Para esto, cada actor tendría que ofrecer trabajo, generosidad y altura de miras.

Respecto del Gobierno actual, no logro pensar en nada que crea que pudieran escuchar. No veo ningún cambio de actitud, lamentablemente, aunque no quiero simplificar lo que de suyo es complejo en extremo. Creí que la iniciativa Covax permitiría encontrar una suerte de interés común y tender un puente entre el Gobierno y la oposición que, aunque muy frágil, pudiese llevar a acciones coordinadas. Obviamente me equivoqué. La oposición consideró que el peligro que corre la totalidad de la población le permitiría convertirse en un interlocutor del gobierno, en un actor con quien, eventualmente, pudiesen trabajar en conjunto para resolver un problema. Pero el Gobierno, es evidente, no considera a la oposición como un interlocutor válido y solo apuesta a su desaparición.

Esto parece reiterar lo obvio: que por lo pronto, la lógica de la transición democrática no será la de la negociación.

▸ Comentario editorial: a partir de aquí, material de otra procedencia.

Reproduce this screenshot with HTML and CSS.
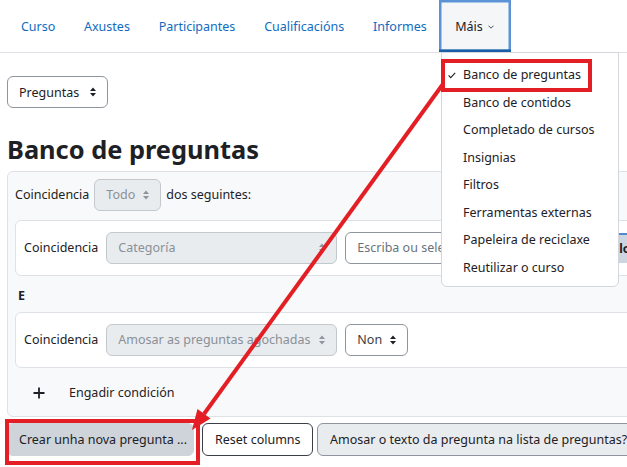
FILE: index.html
```html
<!DOCTYPE html>
<html lang="gl">
<head>
<meta charset="utf-8">
<title>Banco de preguntas</title>
<link rel="stylesheet" href="styles.css">
</head>
<body>
<div class="page">
  <nav class="tabs">
    <a class="tab" href="#">Curso</a>
    <a class="tab" href="#">Axustes</a>
    <a class="tab" href="#">Participantes</a>
    <a class="tab" href="#">Cualificacións</a>
    <a class="tab" href="#">Informes</a>
    <span class="tab tab-more">Máis
      <svg class="chevron" width="6" height="4" viewBox="0 0 6 4"><path d="M0.5 0.7 L3 3.2 L5.5 0.7" fill="none" stroke="#4a4f55" stroke-width="1"/></svg>
    </span>
  </nav>

  <main class="content">
    <div class="select select-nav">
      <span>Preguntas</span>
      <svg class="sort" width="6" height="10" viewBox="0 0 6 10"><path d="M3 0.5 L6 4 H0Z M0 6 H6 L3 9.5Z"/></svg>
    </div>

    <h2 class="title">Banco de preguntas</h2>

    <section class="filters">
      <div class="filter-head">
        <span>Coincidencia</span>
        <span class="select is-disabled">
          <span>Todo</span>
          <svg class="sort" width="6" height="10" viewBox="0 0 6 10"><path d="M3 0.5 L6 4 H0Z M0 6 H6 L3 9.5Z"/></svg>
        </span>
        <span class="head-tail">dos seguintes:</span>
      </div>

      <div class="condition">
        <span class="cond-label">Coincidencia</span>
        <span class="select is-disabled select-wide">
          <span>Categoría</span>
          <svg class="sort" width="6" height="10" viewBox="0 0 6 10"><path d="M3 0.5 L6 4 H0Z M0 6 H6 L3 9.5Z"/></svg>
        </span>
        <span class="textbox">Escriba ou seleccione</span>
        <span class="chip">Exemplo, Curso</span>
      </div>

      <div class="join">E</div>

      <div class="condition">
        <span class="cond-label">Coincidencia</span>
        <span class="select is-disabled select-wide">
          <span>Amosar as preguntas agochadas</span>
          <svg class="sort" width="6" height="10" viewBox="0 0 6 10"><path d="M3 0.5 L6 4 H0Z M0 6 H6 L3 9.5Z"/></svg>
        </span>
        <span class="select select-small">
          <span>Non</span>
          <svg class="sort" width="6" height="10" viewBox="0 0 6 10"><path d="M3 0.5 L6 4 H0Z M0 6 H6 L3 9.5Z"/></svg>
        </span>
      </div>

      <div class="add-cond">
        <svg class="plus" width="12" height="12" viewBox="0 0 12 12"><path d="M6 0.5 V11.5 M0.5 6 H11.5" stroke="#1d2125" stroke-width="1.8"/></svg>
        <span>Engadir condición</span>
      </div>
    </section>

    <div class="actions">
      <button class="btn btn-create">Crear unha nova pregunta ...</button>
      <button class="btn btn-outline">Reset columns</button>
      <button class="btn btn-toggle">Amosar o texto da pregunta na lista de preguntas?</button>
    </div>
  </main>

  <ul class="menu">
    <li class="menu-item is-current">
      <svg class="check" width="8" height="7" viewBox="0 0 8 7"><path d="M0.6 3.4 L2.7 5.6 L7.2 0.8" fill="none" stroke="#1d2125" stroke-width="1.1"/></svg>
      Banco de preguntas
    </li>
    <li class="menu-item">Banco de contidos</li>
    <li class="menu-item">Completado de cursos</li>
    <li class="menu-item">Insignias</li>
    <li class="menu-item">Filtros</li>
    <li class="menu-item">Ferramentas externas</li>
    <li class="menu-item">Papeleira de reciclaxe</li>
    <li class="menu-item">Reutilizar o curso</li>
  </ul>

  <!-- callouts drawn on top of the page -->
  <svg class="callouts" width="627" height="467" viewBox="0 0 627 467">
    <rect x="443" y="61" width="147" height="29" fill="none" stroke="#e31e24" stroke-width="4"/>
    <rect x="7" y="421" width="191" height="42" fill="none" stroke="#e31e24" stroke-width="4"/>
    <line x1="443" y1="84" x2="204" y2="414" stroke="#e31e24" stroke-width="4"/>
    <polygon points="192,430 210.5,418.5 197.5,409" fill="#e31e24"/>
  </svg>
</div>
</body>
</html>
```

FILE: styles.css
```css
* {
  box-sizing: border-box;
}

body {
  margin: 0;
  font-family: "Noto Sans", sans-serif;
  font-size: 12.5px;
  color: #1d2125;
  background: #fff;
  overflow: hidden;
}

.page {
  position: relative;
  width: 627px;
  height: 467px;
  overflow: hidden;
}

/* Course navigation tabs */
.tabs {
  display: flex;
  height: 53px;
  padding-left: 6.5px;
  border-bottom: 1px solid #dee2e6;
}

.tab {
  display: flex;
  align-items: center;
  padding: 0 14.4px;
  color: #0f6cbf;
  text-decoration: none;
  white-space: nowrap;
}

.tab-more {
  gap: 5px;
  margin-left: -2px;
  padding: 0 17px 0 16px;
  color: #1d2125;
  background: #f5f6f8;
  box-shadow: inset 0 -2.5px 0 #1b5ea8, inset 0 0 0 2.5px #5b93d6;
}

.chevron {
  margin-top: 1px;
}

/* Page body */
.content {
  width: 800px;
  padding: 23px 0 0 7px;
}

.select {
  display: inline-flex;
  align-items: center;
  gap: 8px;
  height: 32px;
  padding: 0 11px;
  border: 1px solid #8f959e;
  border-radius: 6px;
  background: #fff;
  color: #1d2125;
  white-space: nowrap;
}

.select .sort {
  fill: #1d2125;
}

.select-nav {
  width: 101px;
  justify-content: space-between;
}

.select.is-disabled {
  background: #e9ecef;
  border-color: #c3c8cd;
  color: #8a9097;
}

.select.is-disabled .sort {
  fill: #8f959e;
}

.select-wide {
  width: 231px;
  justify-content: space-between;
}

.select-small {
  color: #3b4046;
}

.title {
  margin: 26.5px 0 0;
  font-size: 25.4px;
  font-weight: 700;
  line-height: 1.17;
}

/* Filter conditions panel */
.filters {
  margin-top: 6.5px;
  padding: 7px;
  border: 1px solid #dee2e6;
  border-radius: 6px;
  background: #f8f9fa;
}

.filter-head {
  display: flex;
  align-items: center;
  gap: 4px;
}

.filter-head .select {
  margin-left: 1px;
}

.head-tail {
  margin-left: 1px;
}

.condition {
  display: flex;
  align-items: center;
  gap: 8px;
  margin-top: 9px;
  padding: 11px 8px;
  border: 1px solid #dee2e6;
  border-radius: 6px;
  background: #fff;
}

.textbox {
  display: flex;
  align-items: center;
  width: 220px;
  height: 32px;
  padding: 0 11px;
  border: 1px solid #8f959e;
  border-radius: 6px;
  color: #6a737b;
  white-space: nowrap;
  overflow: hidden;
}

.chip {
  display: flex;
  align-items: center;
  height: 30px;
  padding: 0 6px;
  border-top: 2px solid #4f8bd0;
  background: #cdd6e0;
  font-size: 12px;
  font-weight: 700;
  white-space: nowrap;
}

.join {
  margin: 10px 0 -3px 3px;
  font-weight: 700;
  line-height: 20px;
}

.add-cond {
  display: flex;
  align-items: center;
  gap: 24px;
  height: 32px;
  margin-top: 9px;
  padding-left: 18px;
}

/* Action buttons */
.actions {
  display: flex;
  margin-top: 6.5px;
}

.btn {
  height: 33px;
  padding: 0 11px;
  border: 1px solid transparent;
  border-radius: 6px;
  font-family: inherit;
  font-size: 12.5px;
  color: #1d2125;
  white-space: nowrap;
}

.btn-create {
  padding: 0 6px 0 11px;
  background: #ced4da;
  border-color: #ced4da;
}

.btn-outline {
  margin-left: 8px;
  padding: 0 11.5px 0 12px;
  background: #fff;
  border-color: #3a3f45;
}

.btn-toggle {
  margin-left: 4px;
  padding: 0 12px;
  background: #e9ecef;
  border-color: #8f959e;
}

/* "Máis" dropdown menu */
.menu {
  position: absolute;
  left: 441px;
  top: 52px;
  width: 178px;
  margin: 0;
  padding: 8px 0 5px;
  list-style: none;
  background: #fff;
  border: 1px solid #d3d6da;
  border-radius: 0 0 6px 6px;
}

.menu-item {
  position: relative;
  padding-left: 21px;
  line-height: 27.5px;
  white-space: nowrap;
}

.check {
  position: absolute;
  left: 6px;
  top: 10.5px;
}

.callouts {
  position: absolute;
  left: 0;
  top: 0;
  pointer-events: none;
}
```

No obstante, creo que el rechazo de la solución Covax introduce otro elemento en el escenario que debe considerarse desde una perspectiva política. Cambia la percepción del gobierno dentro de sus filas y ha tenido un costo político. Y aunque las consecuencias de ello son impredecibles, a cada cambio de percepción le siguen efectos secundarios, se alteran las simpatías y las identificaciones. 

Como quiera que sea, no se puede perder de vista que cuando se busca una transición hacia la democracia, es imprescindible una cultura democrática. En democracia podemos debatir sobre las ideas, diferir sobre los partidos o las candidaturas que preferimos en determinado momento o que tienen nuestra adhesión absoluta, pero absolutamente nunca podemos dudar de la necesidad de [co]existir.